ShadowNet, Ubisoft’s daily and weekly challenge system introduces a new challenge for Blacklist’s single and multiplayer modes, which award players with money for a certain number of actions within these modes, like killing a certain number of opponents, for instance. You’re also given the option to spend Uplay coins to unlock a couple of equipment upgrades and money boosts to your virtual coffers.
Money comes incredibly easy throughout both game modes and makes equipment evolution in single player very unbalanced, maxing everything out way before the end of the story. Replaying levels for better scores award you even more money and makes it useless in the long run.

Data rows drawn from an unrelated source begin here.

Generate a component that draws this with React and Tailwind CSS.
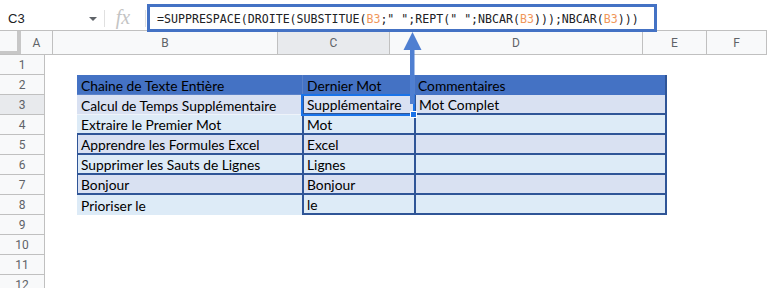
import React from "react";

const COLS = [
  { k: "A", w: 32 },
  { k: "B", w: 225 },
  { k: "C", w: 112 },
  { k: "D", w: 253 },
  { k: "E", w: 64 },
  { k: "F", w: 60 },
];

const DATA = [
  ["Calcul de Temps Supplémentaire", "Supplémentaire", "Mot Complet"],
  ["Extraire le Premier Mot", "Mot", ""],
  ["Apprendre les Formules Excel", "Excel", ""],
  ["Supprimer les Sauts de Lignes", "Lignes", ""],
  ["Bonjour", "Bonjour", ""],
  ["Prioriser le", "le", ""],
];

const cellFont = { fontFamily: "Lato, 'Open Sans', sans-serif" };

function Formula() {
  const o = "text-[#f0975a]";
  return (
    <span>
      =SUPPRESPACE(DROITE(SUBSTITUE(<span className={o}>B3</span>;" ";REPT(" ";NBCAR(
      <span className={o}>B3</span>)));NBCAR(<span className={o}>B3</span>)))
    </span>
  );
}

export default function App() {
  const rowBg = (i) => (i % 2 === 0 ? "bg-[#d9e1f2]" : "bg-[#ddebf7]");
  return (
    <div className="relative w-[767px] h-[288px] overflow-hidden bg-white" style={{ fontFamily: "Roboto, Arial, sans-serif" }}>
      {/* top bar */}
      <div className="flex h-[31px] border-b border-[#c0c0c0] items-start">
        <div className="w-[104px] h-full flex items-center pl-[8px] pr-[7px] pt-[8px]">
          <span className="text-[13px] text-[#202124]" style={{ fontFamily: "Arial, 'Liberation Sans', sans-serif" }}>C3</span>
          <span className="ml-auto w-0 h-0 border-l-[4px] border-r-[4px] border-t-[4px] border-l-transparent border-r-transparent border-t-[#5f6368]" />
        </div>
        <div className="w-px h-[17px] mt-[10px] bg-[#e0e0e0]" />
        <div className="w-[40px] h-full flex items-center justify-center pt-[4px] pr-[4px]">
          <span className="text-[20px] italic text-[#c4c4c4]" style={{ fontFamily: "'Liberation Serif', 'DejaVu Serif', serif" }}>fx</span>
        </div>
        <div className="w-px h-[17px] mt-[10px] bg-[#e0e0e0]" />
        <div className="relative z-10 ml-[1px] mt-[4px] w-[510px] h-[28px] border-[3px] border-[#4472c4] bg-white flex items-center pl-[7px] pt-[4px]">
          <span className="text-[11.6px] text-[#202124] whitespace-pre" style={{ fontFamily: "'DejaVu Sans Mono', monospace" }}>
            <Formula />
          </span>
        </div>
      </div>

      {/* column header */}
      <div className="flex h-[24px] bg-[#f8f9fa] border-b border-[#c0c0c0]">
        <div className="w-[45px] h-full border-r-[4px] border-b-[3px] border-[#c7c7c7] bg-[#f8f9fa]" />
        {COLS.map((c) => (
          <div
            key={c.k}
            className={`h-full shrink-0 flex items-center justify-center text-[12px] text-[#5f6368] border-r border-[#c0c0c0] ${c.k === "C" ? "bg-[#e8eaed]" : ""}`}
            style={{ width: c.w }}
          >
            {c.k}
          </div>
        ))}
      </div>

      {/* rows */}
      {Array.from({ length: 12 }).map((_, r) => {
        const rowNum = r + 1;
        return (
          <div key={r} className="flex h-[20px]">
            <div className={`w-[45px] shrink-0 h-full flex items-center justify-center text-[12px] text-[#5f6368] border-r border-b border-[#c0c0c0] box-border ${rowNum === 3 ? "bg-[#e8eaed]" : "bg-[#f8f9fa]"}`}>
              {rowNum}
            </div>
            <div className="w-[32px] shrink-0 h-full" />
            {rowNum === 2 ? (
              <>
                <div className="w-[225px] shrink-0 h-full bg-[#4472c4] flex items-center pl-[4px] pt-[3px] text-[13.8px] text-black border-b border-[#5b82c9] box-border" style={cellFont}>
                  Chaine de Texte Entière
                </div>
                <div className="w-[112px] shrink-0 h-full bg-[#4472c4] flex items-center pl-[4px] pt-[3px] text-[13.8px] text-black border-l border-[#5b82c9] box-border" style={cellFont}>
                  Dernier Mot
                </div>
                <div className="w-[253px] shrink-0 h-full bg-[#4472c4] flex items-center pl-[3px] pt-[3px] text-[13.8px] text-black border-l border-r-2 border-l-[#5b82c9] border-r-[#2f5597] box-border" style={cellFont}>
                  Commentaires
                </div>
              </>
            ) : rowNum >= 3 && rowNum <= 8 ? (
              (() => {
                const i = rowNum - 3;
                const d = DATA[i];
                const bBorder =
                  rowNum >= 5 && rowNum <= 7
                    ? "border-l border-b-2 border-[#2f5597] pl-[3px]"
                    : rowNum === 4
                    ? "border-b-2 border-[#2f5597] pl-[4px]"
                    : rowNum === 3
                    ? "border-b border-[#eef3fa] pl-[4px]"
                    : "pl-[4px]";
                return (
                  <>
                    <div className={`w-[225px] shrink-0 h-full ${rowBg(i)} ${bBorder} box-border flex items-center pt-[3px] text-[13.8px] text-black`} style={cellFont}>
                      {d[0]}
                    </div>
                    <div className={`w-[112px] shrink-0 h-full ${rowBg(i)} border-l-2 border-b-2 border-[#2f5597] box-border flex items-center pl-[3px] pt-[3px] text-[13.8px] text-black`} style={cellFont}>
                      {d[1]}
                    </div>
                    <div className={`w-[253px] shrink-0 h-full ${rowBg(i)} border-l-2 border-r-2 border-b-2 border-[#2f5597] box-border flex items-center pl-[3px] pt-[3px] text-[13.8px] text-black`} style={cellFont}>
                      {d[2]}
                    </div>
                  </>
                );
              })()
            ) : null}
          </div>
        );
      })}

      {/* selection on C3 */}
      <div className="absolute left-[301px] top-[94px] w-[114px] h-[22px] border-2 border-[#1a73e8] pointer-events-none" />
      <div className="absolute left-[410px] top-[111px] w-[7px] h-[7px] bg-[#1a73e8] border border-white" />

      {/* arrow */}
      <svg className="absolute left-[403px] top-[31px]" width="22" height="75" viewBox="0 0 22 75">
        <rect x="7" y="17" width="4.5" height="56" fill="#4f7fd1" />
        <polygon points="9.5,1 18.5,19 0.5,19" fill="#4f7fd1" />
      </svg>
    </div>
  );
}
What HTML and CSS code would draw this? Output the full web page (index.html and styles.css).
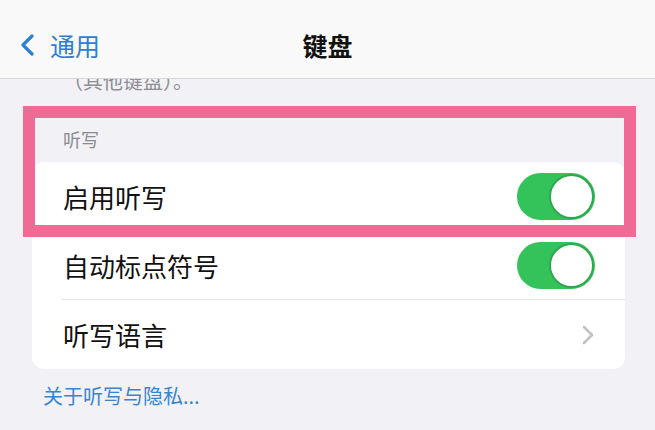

Multiplayer slows down that progression by adding the need of a token for each gear progression upgrade, awarded at level up.
Blacklist‘s ambiguous approach is unfortunate. In just about every facet of its design, it adds unnecessary and painfully uneven sections of gameplay. That’s especially evident towards the end of its single player mode, when you are forced to take a particular path that strips all freedom of what’s supposed to be open ended missions: a straight, disappointing line across the level, with zero alternatives and no regards to whatever style you are going for within the game. It rings even truer if you are going for a traditional stealth run, where the illusion is pretty much shattered when you are forced to take control of a drone and basically mow down guards before going on foot.
Middling story and gameplay quirks aside, Splinter Cell: Blacklist is a competently enjoyable game to blast and sneak your way through. While its multiplayer and the mission based score rankings help give it a boost in terms of replayability, it doesn’t scratch a new watermark for the Splinter Cell series. If you are willing to look past the unsurprisingly dense and moronic pace of the story during single player, as well as the unforgiving nature of its competitive online mode, Blacklist is a faulty, but still mostly fun blockbuster.